_Written request_. Give back every line exactly as it appears, pictures excluded.
#####
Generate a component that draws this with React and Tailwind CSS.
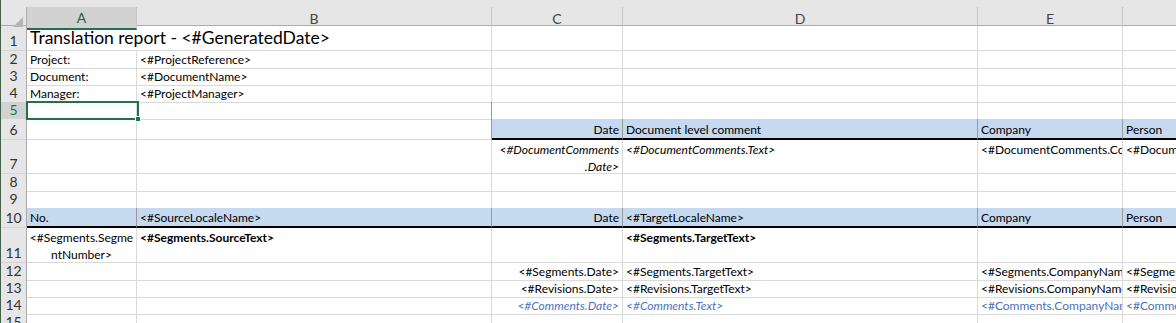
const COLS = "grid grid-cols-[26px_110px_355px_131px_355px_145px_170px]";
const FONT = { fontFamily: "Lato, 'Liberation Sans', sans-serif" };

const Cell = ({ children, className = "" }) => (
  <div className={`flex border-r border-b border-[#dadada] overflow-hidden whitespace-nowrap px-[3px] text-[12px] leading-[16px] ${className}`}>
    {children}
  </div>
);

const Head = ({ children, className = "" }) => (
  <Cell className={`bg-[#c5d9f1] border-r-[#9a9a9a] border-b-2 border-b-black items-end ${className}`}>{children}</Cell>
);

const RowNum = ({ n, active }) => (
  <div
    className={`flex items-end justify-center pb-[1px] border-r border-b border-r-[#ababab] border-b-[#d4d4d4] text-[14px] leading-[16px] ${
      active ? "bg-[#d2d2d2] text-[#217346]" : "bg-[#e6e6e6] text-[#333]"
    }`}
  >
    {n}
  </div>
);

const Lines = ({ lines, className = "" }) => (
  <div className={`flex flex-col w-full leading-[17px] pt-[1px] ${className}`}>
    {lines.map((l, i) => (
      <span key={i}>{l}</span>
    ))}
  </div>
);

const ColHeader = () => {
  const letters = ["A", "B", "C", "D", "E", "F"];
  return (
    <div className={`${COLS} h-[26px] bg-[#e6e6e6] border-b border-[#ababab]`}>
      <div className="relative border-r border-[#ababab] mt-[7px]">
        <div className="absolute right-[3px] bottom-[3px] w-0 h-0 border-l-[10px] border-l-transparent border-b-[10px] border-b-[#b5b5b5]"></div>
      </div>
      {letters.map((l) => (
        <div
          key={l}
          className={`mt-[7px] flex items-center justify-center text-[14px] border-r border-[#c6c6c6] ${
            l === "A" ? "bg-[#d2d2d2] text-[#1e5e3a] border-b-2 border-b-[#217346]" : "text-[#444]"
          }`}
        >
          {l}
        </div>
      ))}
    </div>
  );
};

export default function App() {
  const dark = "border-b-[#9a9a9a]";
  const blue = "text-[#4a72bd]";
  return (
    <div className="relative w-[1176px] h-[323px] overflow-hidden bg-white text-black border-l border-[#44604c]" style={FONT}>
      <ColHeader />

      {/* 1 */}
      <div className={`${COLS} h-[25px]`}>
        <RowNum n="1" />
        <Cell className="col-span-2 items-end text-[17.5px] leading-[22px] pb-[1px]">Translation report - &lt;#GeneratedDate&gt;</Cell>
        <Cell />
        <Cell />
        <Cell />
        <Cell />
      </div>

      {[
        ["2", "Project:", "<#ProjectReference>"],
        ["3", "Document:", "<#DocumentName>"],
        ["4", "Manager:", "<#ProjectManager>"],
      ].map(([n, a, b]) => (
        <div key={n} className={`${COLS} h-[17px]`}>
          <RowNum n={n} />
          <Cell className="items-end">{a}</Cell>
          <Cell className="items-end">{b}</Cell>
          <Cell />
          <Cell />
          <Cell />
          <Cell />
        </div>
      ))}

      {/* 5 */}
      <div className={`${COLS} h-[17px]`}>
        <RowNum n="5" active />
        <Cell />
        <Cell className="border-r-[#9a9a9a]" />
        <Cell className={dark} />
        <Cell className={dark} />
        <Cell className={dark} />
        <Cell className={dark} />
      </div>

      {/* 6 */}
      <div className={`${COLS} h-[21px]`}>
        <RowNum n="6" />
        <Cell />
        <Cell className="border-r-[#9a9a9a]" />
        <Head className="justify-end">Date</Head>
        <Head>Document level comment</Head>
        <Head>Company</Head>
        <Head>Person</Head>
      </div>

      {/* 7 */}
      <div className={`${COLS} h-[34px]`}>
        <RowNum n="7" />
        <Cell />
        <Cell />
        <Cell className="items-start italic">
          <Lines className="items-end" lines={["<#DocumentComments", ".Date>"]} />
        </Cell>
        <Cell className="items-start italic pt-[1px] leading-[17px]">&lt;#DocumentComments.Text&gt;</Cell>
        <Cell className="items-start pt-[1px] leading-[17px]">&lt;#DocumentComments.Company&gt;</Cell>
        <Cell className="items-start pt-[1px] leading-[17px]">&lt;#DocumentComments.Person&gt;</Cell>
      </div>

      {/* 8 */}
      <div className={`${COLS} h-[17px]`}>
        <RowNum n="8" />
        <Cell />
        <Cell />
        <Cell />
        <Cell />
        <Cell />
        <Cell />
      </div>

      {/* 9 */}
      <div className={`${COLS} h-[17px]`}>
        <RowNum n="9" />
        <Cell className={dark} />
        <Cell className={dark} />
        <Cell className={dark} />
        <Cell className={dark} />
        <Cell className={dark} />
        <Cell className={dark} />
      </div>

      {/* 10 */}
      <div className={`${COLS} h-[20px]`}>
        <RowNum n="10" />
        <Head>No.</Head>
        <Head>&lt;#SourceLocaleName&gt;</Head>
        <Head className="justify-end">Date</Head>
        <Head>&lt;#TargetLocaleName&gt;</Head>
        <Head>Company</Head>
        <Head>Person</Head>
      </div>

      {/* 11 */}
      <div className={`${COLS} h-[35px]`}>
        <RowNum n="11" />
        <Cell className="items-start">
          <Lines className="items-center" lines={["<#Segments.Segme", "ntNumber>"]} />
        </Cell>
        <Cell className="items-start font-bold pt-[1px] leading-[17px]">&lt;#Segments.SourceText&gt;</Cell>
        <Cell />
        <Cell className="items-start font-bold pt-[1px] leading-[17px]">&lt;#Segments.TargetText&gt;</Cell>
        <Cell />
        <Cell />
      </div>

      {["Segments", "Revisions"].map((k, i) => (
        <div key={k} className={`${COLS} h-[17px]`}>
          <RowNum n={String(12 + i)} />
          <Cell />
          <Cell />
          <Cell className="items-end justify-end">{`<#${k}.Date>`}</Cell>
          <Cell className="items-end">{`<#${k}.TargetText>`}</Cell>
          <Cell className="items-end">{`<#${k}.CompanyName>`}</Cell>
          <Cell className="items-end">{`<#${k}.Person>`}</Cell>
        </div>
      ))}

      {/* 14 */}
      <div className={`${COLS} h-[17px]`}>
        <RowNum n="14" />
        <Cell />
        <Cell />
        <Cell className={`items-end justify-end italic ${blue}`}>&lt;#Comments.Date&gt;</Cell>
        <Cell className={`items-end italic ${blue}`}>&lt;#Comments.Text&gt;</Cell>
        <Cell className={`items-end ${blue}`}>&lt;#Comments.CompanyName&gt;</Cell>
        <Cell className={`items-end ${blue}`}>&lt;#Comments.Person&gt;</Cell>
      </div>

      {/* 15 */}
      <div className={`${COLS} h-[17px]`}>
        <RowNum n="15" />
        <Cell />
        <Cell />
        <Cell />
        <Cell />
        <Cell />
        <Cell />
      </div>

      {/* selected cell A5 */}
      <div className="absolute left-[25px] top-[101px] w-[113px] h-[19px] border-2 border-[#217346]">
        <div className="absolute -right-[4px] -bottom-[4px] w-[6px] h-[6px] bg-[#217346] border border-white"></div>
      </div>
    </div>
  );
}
#####
_Answer for the task_.
Generate a component that draws this with React and Tailwind CSS.
const COLS = "grid grid-cols-[26px_110px_355px_131px_355px_145px_170px]";
const FONT = { fontFamily: "Lato, 'Liberation Sans', sans-serif" };

const Cell = ({ children, className = "" }) => (
  <div className={`flex border-r border-b border-[#dadada] overflow-hidden whitespace-nowrap px-[3px] text-[12px] leading-[16px] ${className}`}>
    {children}
  </div>
);

const Head = ({ children, className = "" }) => (
  <Cell className={`bg-[#c5d9f1] border-r-[#9a9a9a] border-b-2 border-b-black items-end ${className}`}>{children}</Cell>
);

const RowNum = ({ n, active }) => (
  <div
    className={`flex items-end justify-center pb-[1px] border-r border-b border-r-[#ababab] border-b-[#d4d4d4] text-[14px] leading-[16px] ${
      active ? "bg-[#d2d2d2] text-[#217346]" : "bg-[#e6e6e6] text-[#333]"
    }`}
  >
    {n}
  </div>
);

const Lines = ({ lines, className = "" }) => (
  <div className={`flex flex-col w-full leading-[17px] pt-[1px] ${className}`}>
    {lines.map((l, i) => (
      <span key={i}>{l}</span>
    ))}
  </div>
);

const ColHeader = () => {
  const letters = ["A", "B", "C", "D", "E", "F"];
  return (
    <div className={`${COLS} h-[26px] bg-[#e6e6e6] border-b border-[#ababab]`}>
      <div className="relative border-r border-[#ababab] mt-[7px]">
        <div className="absolute right-[3px] bottom-[3px] w-0 h-0 border-l-[10px] border-l-transparent border-b-[10px] border-b-[#b5b5b5]"></div>
      </div>
      {letters.map((l) => (
        <div
          key={l}
          className={`mt-[7px] flex items-center justify-center text-[14px] border-r border-[#c6c6c6] ${
            l === "A" ? "bg-[#d2d2d2] text-[#1e5e3a] border-b-2 border-b-[#217346]" : "text-[#444]"
          }`}
        >
          {l}
        </div>
      ))}
    </div>
  );
};

export default function App() {
  const dark = "border-b-[#9a9a9a]";
  const blue = "text-[#4a72bd]";
  return (
    <div className="relative w-[1176px] h-[323px] overflow-hidden bg-white text-black border-l border-[#44604c]" style={FONT}>
      <ColHeader />

      {/* 1 */}
      <div className={`${COLS} h-[25px]`}>
        <RowNum n="1" />
        <Cell className="col-span-2 items-end text-[17.5px] leading-[22px] pb-[1px]">Translation report - &lt;#GeneratedDate&gt;</Cell>
        <Cell />
        <Cell />
        <Cell />
        <Cell />
      </div>

      {[
        ["2", "Project:", "<#ProjectReference>"],
        ["3", "Document:", "<#DocumentName>"],
        ["4", "Manager:", "<#ProjectManager>"],
      ].map(([n, a, b]) => (
        <div key={n} className={`${COLS} h-[17px]`}>
          <RowNum n={n} />
          <Cell className="items-end">{a}</Cell>
          <Cell className="items-end">{b}</Cell>
          <Cell />
          <Cell />
          <Cell />
          <Cell />
        </div>
      ))}

      {/* 5 */}
      <div className={`${COLS} h-[17px]`}>
        <RowNum n="5" active />
        <Cell />
        <Cell className="border-r-[#9a9a9a]" />
        <Cell className={dark} />
        <Cell className={dark} />
        <Cell className={dark} />
        <Cell className={dark} />
      </div>

      {/* 6 */}
      <div className={`${COLS} h-[21px]`}>
        <RowNum n="6" />
        <Cell />
        <Cell className="border-r-[#9a9a9a]" />
        <Head className="justify-end">Date</Head>
        <Head>Document level comment</Head>
        <Head>Company</Head>
        <Head>Person</Head>
      </div>

      {/* 7 */}
      <div className={`${COLS} h-[34px]`}>
        <RowNum n="7" />
        <Cell />
        <Cell />
        <Cell className="items-start italic">
          <Lines className="items-end" lines={["<#DocumentComments", ".Date>"]} />
        </Cell>
        <Cell className="items-start italic pt-[1px] leading-[17px]">&lt;#DocumentComments.Text&gt;</Cell>
        <Cell className="items-start pt-[1px] leading-[17px]">&lt;#DocumentComments.Company&gt;</Cell>
        <Cell className="items-start pt-[1px] leading-[17px]">&lt;#DocumentComments.Person&gt;</Cell>
      </div>

      {/* 8 */}
      <div className={`${COLS} h-[17px]`}>
        <RowNum n="8" />
        <Cell />
        <Cell />
        <Cell />
        <Cell />
        <Cell />
        <Cell />
      </div>

      {/* 9 */}
      <div className={`${COLS} h-[17px]`}>
        <RowNum n="9" />
        <Cell className={dark} />
        <Cell className={dark} />
        <Cell className={dark} />
        <Cell className={dark} />
        <Cell className={dark} />
        <Cell className={dark} />
      </div>

      {/* 10 */}
      <div className={`${COLS} h-[20px]`}>
        <RowNum n="10" />
        <Head>No.</Head>
        <Head>&lt;#SourceLocaleName&gt;</Head>
        <Head className="justify-end">Date</Head>
        <Head>&lt;#TargetLocaleName&gt;</Head>
        <Head>Company</Head>
        <Head>Person</Head>
      </div>

      {/* 11 */}
      <div className={`${COLS} h-[35px]`}>
        <RowNum n="11" />
        <Cell className="items-start">
          <Lines className="items-center" lines={["<#Segments.Segme", "ntNumber>"]} />
        </Cell>
        <Cell className="items-start font-bold pt-[1px] leading-[17px]">&lt;#Segments.SourceText&gt;</Cell>
        <Cell />
        <Cell className="items-start font-bold pt-[1px] leading-[17px]">&lt;#Segments.TargetText&gt;</Cell>
        <Cell />
        <Cell />
      </div>

      {["Segments", "Revisions"].map((k, i) => (
        <div key={k} className={`${COLS} h-[17px]`}>
          <RowNum n={String(12 + i)} />
          <Cell />
          <Cell />
          <Cell className="items-end justify-end">{`<#${k}.Date>`}</Cell>
          <Cell className="items-end">{`<#${k}.TargetText>`}</Cell>
          <Cell className="items-end">{`<#${k}.CompanyName>`}</Cell>
          <Cell className="items-end">{`<#${k}.Person>`}</Cell>
        </div>
      ))}

      {/* 14 */}
      <div className={`${COLS} h-[17px]`}>
        <RowNum n="14" />
        <Cell />
        <Cell />
        <Cell className={`items-end justify-end italic ${blue}`}>&lt;#Comments.Date&gt;</Cell>
        <Cell className={`items-end italic ${blue}`}>&lt;#Comments.Text&gt;</Cell>
        <Cell className={`items-end ${blue}`}>&lt;#Comments.CompanyName&gt;</Cell>
        <Cell className={`items-end ${blue}`}>&lt;#Comments.Person&gt;</Cell>
      </div>

      {/* 15 */}
      <div className={`${COLS} h-[17px]`}>
        <RowNum n="15" />
        <Cell />
        <Cell />
        <Cell />
        <Cell />
        <Cell />
        <Cell />
      </div>

      {/* selected cell A5 */}
      <div className="absolute left-[25px] top-[101px] w-[113px] h-[19px] border-2 border-[#217346]">
        <div className="absolute -right-[4px] -bottom-[4px] w-[6px] h-[6px] bg-[#217346] border border-white"></div>
      </div>
    </div>
  );
}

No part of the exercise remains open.